**Data**:
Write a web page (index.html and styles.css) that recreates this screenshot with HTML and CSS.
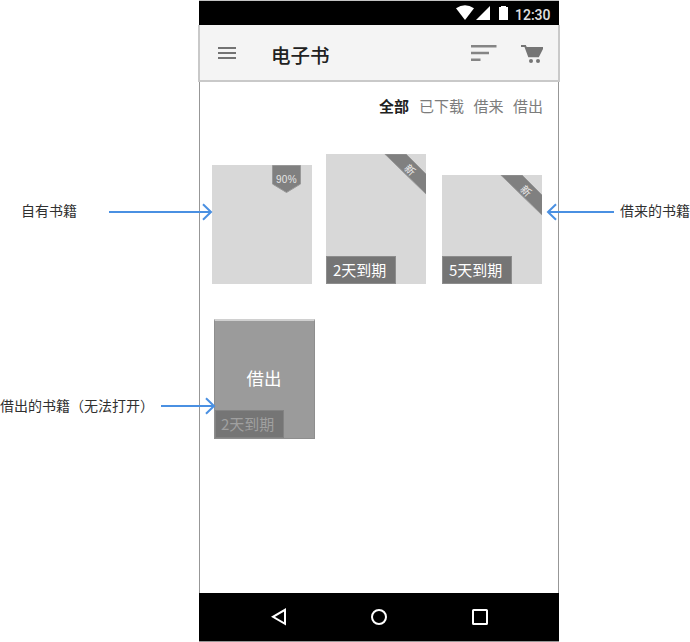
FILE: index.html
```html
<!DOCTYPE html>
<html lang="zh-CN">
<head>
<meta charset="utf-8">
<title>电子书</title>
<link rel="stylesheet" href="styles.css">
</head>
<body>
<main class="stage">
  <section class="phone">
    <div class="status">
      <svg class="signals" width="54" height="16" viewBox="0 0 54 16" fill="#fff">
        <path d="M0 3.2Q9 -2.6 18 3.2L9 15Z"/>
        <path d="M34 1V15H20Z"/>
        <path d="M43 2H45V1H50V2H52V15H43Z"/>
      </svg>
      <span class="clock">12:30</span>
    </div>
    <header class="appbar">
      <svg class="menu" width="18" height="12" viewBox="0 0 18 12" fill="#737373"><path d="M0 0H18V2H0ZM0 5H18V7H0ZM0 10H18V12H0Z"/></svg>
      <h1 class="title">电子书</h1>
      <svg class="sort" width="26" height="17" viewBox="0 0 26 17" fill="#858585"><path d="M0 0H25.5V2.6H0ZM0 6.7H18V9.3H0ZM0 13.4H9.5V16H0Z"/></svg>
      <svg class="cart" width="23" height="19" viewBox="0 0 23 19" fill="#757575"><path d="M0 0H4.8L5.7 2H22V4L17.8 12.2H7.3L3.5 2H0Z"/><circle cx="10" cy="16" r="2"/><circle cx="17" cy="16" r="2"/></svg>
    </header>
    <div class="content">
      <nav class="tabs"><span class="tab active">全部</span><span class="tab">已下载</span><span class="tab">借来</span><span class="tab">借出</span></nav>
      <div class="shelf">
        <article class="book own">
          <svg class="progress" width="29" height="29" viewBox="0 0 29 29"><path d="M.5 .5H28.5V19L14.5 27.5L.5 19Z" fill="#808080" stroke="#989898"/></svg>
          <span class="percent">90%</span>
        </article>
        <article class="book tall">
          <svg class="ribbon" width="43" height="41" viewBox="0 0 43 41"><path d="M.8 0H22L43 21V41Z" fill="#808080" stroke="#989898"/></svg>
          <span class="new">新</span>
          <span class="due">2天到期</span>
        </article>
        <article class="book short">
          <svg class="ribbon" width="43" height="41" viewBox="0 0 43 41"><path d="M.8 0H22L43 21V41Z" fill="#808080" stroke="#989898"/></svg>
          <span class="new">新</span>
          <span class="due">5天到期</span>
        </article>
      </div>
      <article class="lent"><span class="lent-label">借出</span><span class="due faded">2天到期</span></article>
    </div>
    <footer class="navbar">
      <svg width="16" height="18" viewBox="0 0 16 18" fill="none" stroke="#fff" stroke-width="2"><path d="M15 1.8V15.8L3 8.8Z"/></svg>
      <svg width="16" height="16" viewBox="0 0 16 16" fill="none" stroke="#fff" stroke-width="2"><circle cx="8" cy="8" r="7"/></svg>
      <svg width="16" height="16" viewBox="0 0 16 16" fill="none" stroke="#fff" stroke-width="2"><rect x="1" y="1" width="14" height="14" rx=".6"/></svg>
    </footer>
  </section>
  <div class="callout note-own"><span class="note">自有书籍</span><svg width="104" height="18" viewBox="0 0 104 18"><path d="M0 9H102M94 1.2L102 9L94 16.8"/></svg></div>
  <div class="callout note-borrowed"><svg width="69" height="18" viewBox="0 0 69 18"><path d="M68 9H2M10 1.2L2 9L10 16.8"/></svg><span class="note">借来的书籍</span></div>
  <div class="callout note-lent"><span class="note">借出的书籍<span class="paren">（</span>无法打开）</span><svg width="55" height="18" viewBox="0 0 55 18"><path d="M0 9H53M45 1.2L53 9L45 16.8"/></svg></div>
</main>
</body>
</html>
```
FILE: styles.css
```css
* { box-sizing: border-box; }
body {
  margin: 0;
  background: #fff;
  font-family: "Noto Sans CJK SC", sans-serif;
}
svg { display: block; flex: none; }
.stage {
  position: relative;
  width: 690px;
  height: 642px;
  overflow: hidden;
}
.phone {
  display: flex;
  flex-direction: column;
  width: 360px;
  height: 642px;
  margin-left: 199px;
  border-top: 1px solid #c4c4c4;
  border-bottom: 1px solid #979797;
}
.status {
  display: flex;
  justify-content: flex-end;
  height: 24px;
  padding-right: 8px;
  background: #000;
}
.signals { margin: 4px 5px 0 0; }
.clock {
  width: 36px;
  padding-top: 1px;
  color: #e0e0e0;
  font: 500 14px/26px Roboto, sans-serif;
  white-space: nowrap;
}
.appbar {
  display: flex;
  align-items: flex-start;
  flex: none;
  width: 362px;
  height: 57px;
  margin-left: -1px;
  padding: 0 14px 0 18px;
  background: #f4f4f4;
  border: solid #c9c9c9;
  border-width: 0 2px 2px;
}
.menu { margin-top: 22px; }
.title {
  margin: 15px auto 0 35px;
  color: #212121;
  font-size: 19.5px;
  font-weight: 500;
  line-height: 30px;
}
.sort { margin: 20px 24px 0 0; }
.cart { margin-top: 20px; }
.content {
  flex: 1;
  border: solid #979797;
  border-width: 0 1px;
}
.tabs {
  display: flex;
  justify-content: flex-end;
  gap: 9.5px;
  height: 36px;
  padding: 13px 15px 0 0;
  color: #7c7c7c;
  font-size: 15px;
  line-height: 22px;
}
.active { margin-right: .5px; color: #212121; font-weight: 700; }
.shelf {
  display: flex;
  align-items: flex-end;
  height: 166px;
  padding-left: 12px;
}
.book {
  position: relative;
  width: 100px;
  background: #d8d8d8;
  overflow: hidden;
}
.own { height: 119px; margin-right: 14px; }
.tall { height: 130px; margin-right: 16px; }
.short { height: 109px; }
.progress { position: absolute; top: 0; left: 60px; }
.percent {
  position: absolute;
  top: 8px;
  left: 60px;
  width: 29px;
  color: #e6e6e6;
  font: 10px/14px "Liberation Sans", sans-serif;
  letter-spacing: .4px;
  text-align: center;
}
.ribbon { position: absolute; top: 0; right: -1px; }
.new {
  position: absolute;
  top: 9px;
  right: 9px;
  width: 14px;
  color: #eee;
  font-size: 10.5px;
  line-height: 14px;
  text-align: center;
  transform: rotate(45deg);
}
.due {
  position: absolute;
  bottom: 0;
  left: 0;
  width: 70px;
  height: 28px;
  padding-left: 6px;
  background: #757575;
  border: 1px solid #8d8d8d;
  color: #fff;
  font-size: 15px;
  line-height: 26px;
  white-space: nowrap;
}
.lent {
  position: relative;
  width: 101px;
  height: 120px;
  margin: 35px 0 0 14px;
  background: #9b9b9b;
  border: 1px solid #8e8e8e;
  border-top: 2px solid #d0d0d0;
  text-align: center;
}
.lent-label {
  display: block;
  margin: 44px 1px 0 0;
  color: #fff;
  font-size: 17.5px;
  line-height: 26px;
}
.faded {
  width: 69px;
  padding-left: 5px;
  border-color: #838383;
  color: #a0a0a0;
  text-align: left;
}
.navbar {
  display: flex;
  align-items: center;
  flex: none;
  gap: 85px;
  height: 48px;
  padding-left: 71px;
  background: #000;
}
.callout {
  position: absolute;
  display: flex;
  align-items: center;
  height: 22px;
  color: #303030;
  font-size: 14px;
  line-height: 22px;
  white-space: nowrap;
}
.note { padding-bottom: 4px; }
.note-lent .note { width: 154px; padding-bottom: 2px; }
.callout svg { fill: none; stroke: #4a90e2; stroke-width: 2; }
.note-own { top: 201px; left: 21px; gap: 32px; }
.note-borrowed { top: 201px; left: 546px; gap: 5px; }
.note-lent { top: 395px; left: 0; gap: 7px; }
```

**What is being asked**: Would you set down the listing exactly, omitting pictures?

**Exercise output**:
Write a web page (index.html and styles.css) that recreates this screenshot with HTML and CSS.
FILE: index.html
```html
<!DOCTYPE html>
<html lang="zh-CN">
<head>
<meta charset="utf-8">
<title>电子书</title>
<link rel="stylesheet" href="styles.css">
</head>
<body>
<main class="stage">
  <section class="phone">
    <div class="status">
      <svg class="signals" width="54" height="16" viewBox="0 0 54 16" fill="#fff">
        <path d="M0 3.2Q9 -2.6 18 3.2L9 15Z"/>
        <path d="M34 1V15H20Z"/>
        <path d="M43 2H45V1H50V2H52V15H43Z"/>
      </svg>
      <span class="clock">12:30</span>
    </div>
    <header class="appbar">
      <svg class="menu" width="18" height="12" viewBox="0 0 18 12" fill="#737373"><path d="M0 0H18V2H0ZM0 5H18V7H0ZM0 10H18V12H0Z"/></svg>
      <h1 class="title">电子书</h1>
      <svg class="sort" width="26" height="17" viewBox="0 0 26 17" fill="#858585"><path d="M0 0H25.5V2.6H0ZM0 6.7H18V9.3H0ZM0 13.4H9.5V16H0Z"/></svg>
      <svg class="cart" width="23" height="19" viewBox="0 0 23 19" fill="#757575"><path d="M0 0H4.8L5.7 2H22V4L17.8 12.2H7.3L3.5 2H0Z"/><circle cx="10" cy="16" r="2"/><circle cx="17" cy="16" r="2"/></svg>
    </header>
    <div class="content">
      <nav class="tabs"><span class="tab active">全部</span><span class="tab">已下载</span><span class="tab">借来</span><span class="tab">借出</span></nav>
      <div class="shelf">
        <article class="book own">
          <svg class="progress" width="29" height="29" viewBox="0 0 29 29"><path d="M.5 .5H28.5V19L14.5 27.5L.5 19Z" fill="#808080" stroke="#989898"/></svg>
          <span class="percent">90%</span>
        </article>
        <article class="book tall">
          <svg class="ribbon" width="43" height="41" viewBox="0 0 43 41"><path d="M.8 0H22L43 21V41Z" fill="#808080" stroke="#989898"/></svg>
          <span class="new">新</span>
          <span class="due">2天到期</span>
        </article>
        <article class="book short">
          <svg class="ribbon" width="43" height="41" viewBox="0 0 43 41"><path d="M.8 0H22L43 21V41Z" fill="#808080" stroke="#989898"/></svg>
          <span class="new">新</span>
          <span class="due">5天到期</span>
        </article>
      </div>
      <article class="lent"><span class="lent-label">借出</span><span class="due faded">2天到期</span></article>
    </div>
    <footer class="navbar">
      <svg width="16" height="18" viewBox="0 0 16 18" fill="none" stroke="#fff" stroke-width="2"><path d="M15 1.8V15.8L3 8.8Z"/></svg>
      <svg width="16" height="16" viewBox="0 0 16 16" fill="none" stroke="#fff" stroke-width="2"><circle cx="8" cy="8" r="7"/></svg>
      <svg width="16" height="16" viewBox="0 0 16 16" fill="none" stroke="#fff" stroke-width="2"><rect x="1" y="1" width="14" height="14" rx=".6"/></svg>
    </footer>
  </section>
  <div class="callout note-own"><span class="note">自有书籍</span><svg width="104" height="18" viewBox="0 0 104 18"><path d="M0 9H102M94 1.2L102 9L94 16.8"/></svg></div>
  <div class="callout note-borrowed"><svg width="69" height="18" viewBox="0 0 69 18"><path d="M68 9H2M10 1.2L2 9L10 16.8"/></svg><span class="note">借来的书籍</span></div>
  <div class="callout note-lent"><span class="note">借出的书籍<span class="paren">（</span>无法打开）</span><svg width="55" height="18" viewBox="0 0 55 18"><path d="M0 9H53M45 1.2L53 9L45 16.8"/></svg></div>
</main>
</body>
</html>
```
FILE: styles.css
```css
* { box-sizing: border-box; }
body {
  margin: 0;
  background: #fff;
  font-family: "Noto Sans CJK SC", sans-serif;
}
svg { display: block; flex: none; }
.stage {
  position: relative;
  width: 690px;
  height: 642px;
  overflow: hidden;
}
.phone {
  display: flex;
  flex-direction: column;
  width: 360px;
  height: 642px;
  margin-left: 199px;
  border-top: 1px solid #c4c4c4;
  border-bottom: 1px solid #979797;
}
.status {
  display: flex;
  justify-content: flex-end;
  height: 24px;
  padding-right: 8px;
  background: #000;
}
.signals { margin: 4px 5px 0 0; }
.clock {
  width: 36px;
  padding-top: 1px;
  color: #e0e0e0;
  font: 500 14px/26px Roboto, sans-serif;
  white-space: nowrap;
}
.appbar {
  display: flex;
  align-items: flex-start;
  flex: none;
  width: 362px;
  height: 57px;
  margin-left: -1px;
  padding: 0 14px 0 18px;
  background: #f4f4f4;
  border: solid #c9c9c9;
  border-width: 0 2px 2px;
}
.menu { margin-top: 22px; }
.title {
  margin: 15px auto 0 35px;
  color: #212121;
  font-size: 19.5px;
  font-weight: 500;
  line-height: 30px;
}
.sort { margin: 20px 24px 0 0; }
.cart { margin-top: 20px; }
.content {
  flex: 1;
  border: solid #979797;
  border-width: 0 1px;
}
.tabs {
  display: flex;
  justify-content: flex-end;
  gap: 9.5px;
  height: 36px;
  padding: 13px 15px 0 0;
  color: #7c7c7c;
  font-size: 15px;
  line-height: 22px;
}
.active { margin-right: .5px; color: #212121; font-weight: 700; }
.shelf {
  display: flex;
  align-items: flex-end;
  height: 166px;
  padding-left: 12px;
}
.book {
  position: relative;
  width: 100px;
  background: #d8d8d8;
  overflow: hidden;
}
.own { height: 119px; margin-right: 14px; }
.tall { height: 130px; margin-right: 16px; }
.short { height: 109px; }
.progress { position: absolute; top: 0; left: 60px; }
.percent {
  position: absolute;
  top: 8px;
  left: 60px;
  width: 29px;
  color: #e6e6e6;
  font: 10px/14px "Liberation Sans", sans-serif;
  letter-spacing: .4px;
  text-align: center;
}
.ribbon { position: absolute; top: 0; right: -1px; }
.new {
  position: absolute;
  top: 9px;
  right: 9px;
  width: 14px;
  color: #eee;
  font-size: 10.5px;
  line-height: 14px;
  text-align: center;
  transform: rotate(45deg);
}
.due {
  position: absolute;
  bottom: 0;
  left: 0;
  width: 70px;
  height: 28px;
  padding-left: 6px;
  background: #757575;
  border: 1px solid #8d8d8d;
  color: #fff;
  font-size: 15px;
  line-height: 26px;
  white-space: nowrap;
}
.lent {
  position: relative;
  width: 101px;
  height: 120px;
  margin: 35px 0 0 14px;
  background: #9b9b9b;
  border: 1px solid #8e8e8e;
  border-top: 2px solid #d0d0d0;
  text-align: center;
}
.lent-label {
  display: block;
  margin: 44px 1px 0 0;
  color: #fff;
  font-size: 17.5px;
  line-height: 26px;
}
.faded {
  width: 69px;
  padding-left: 5px;
  border-color: #838383;
  color: #a0a0a0;
  text-align: left;
}
.navbar {
  display: flex;
  align-items: center;
  flex: none;
  gap: 85px;
  height: 48px;
  padding-left: 71px;
  background: #000;
}
.callout {
  position: absolute;
  display: flex;
  align-items: center;
  height: 22px;
  color: #303030;
  font-size: 14px;
  line-height: 22px;
  white-space: nowrap;
}
.note { padding-bottom: 4px; }
.note-lent .note { width: 154px; padding-bottom: 2px; }
.callout svg { fill: none; stroke: #4a90e2; stroke-width: 2; }
.note-own { top: 201px; left: 21px; gap: 32px; }
.note-borrowed { top: 201px; left: 546px; gap: 5px; }
.note-lent { top: 395px; left: 0; gap: 7px; }
```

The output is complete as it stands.